Structural models for the evaluation of eigen-properties in damaged spatial arches: a critical appraisal

Abstract

The paper considers the eigen-properties of spatial arch structures in both undamaged and damaged configurations. In the literature, several models have been proposed for modelling damage, mainly in beam-like structures, based on the concepts of equivalent elastic weakened section, for concentrated damage, or stiffness reduction influence area, for distributed damage. In damage identification procedures, it is needed to numerically represent the actual structure in which a reliable damage model has to be assumed. An unsuitable damage representation may lead to wrong or misleading results that, although consistent with the assumed model, could be not representative of the actual unhealthy condition of the structure. In this paper, focusing the attention on spatial Timoshenko arches, the eigen-properties of the undamaged and the damaged structure are exactly evaluated, consistent with an assumed continuous model, and compared to the corresponding results provided by several detailed finite element simulations based either on mono- or three-dimensional models.
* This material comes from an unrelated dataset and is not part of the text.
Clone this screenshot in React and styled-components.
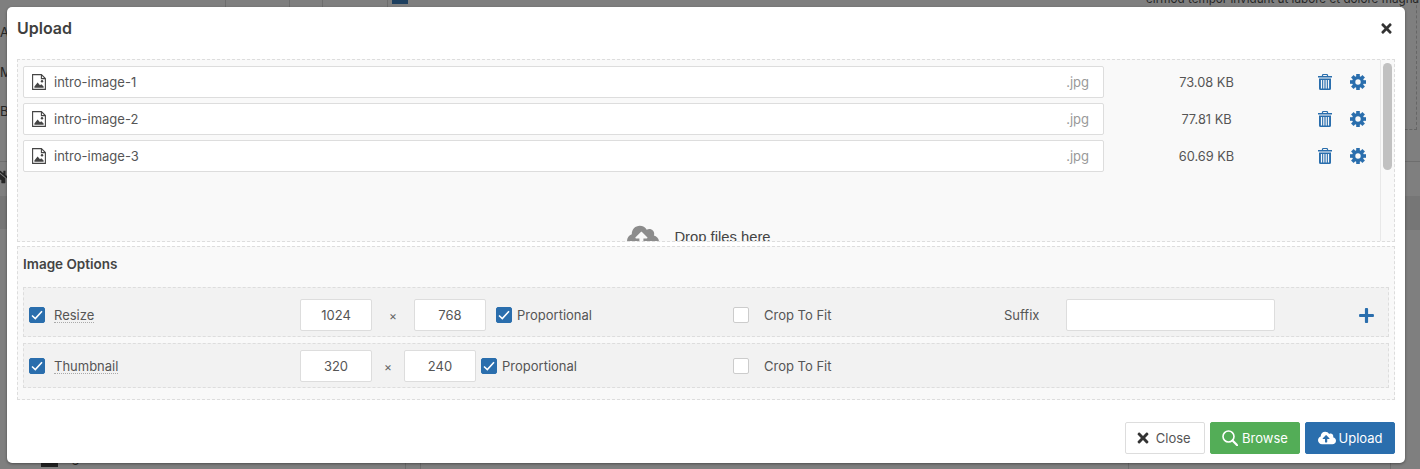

In the assumed continuous model, the damage is represented by considering an appropriate reduction, in a certain zone, in the arch cross section. The comparison with the widely adopted spring equivalent model is also made. A comparative parametric study is developed showing the role of damage on the natural frequencies of vibration of spatial arches and allowing to point out some ambiguous results that may lead to false inverse problem solutions.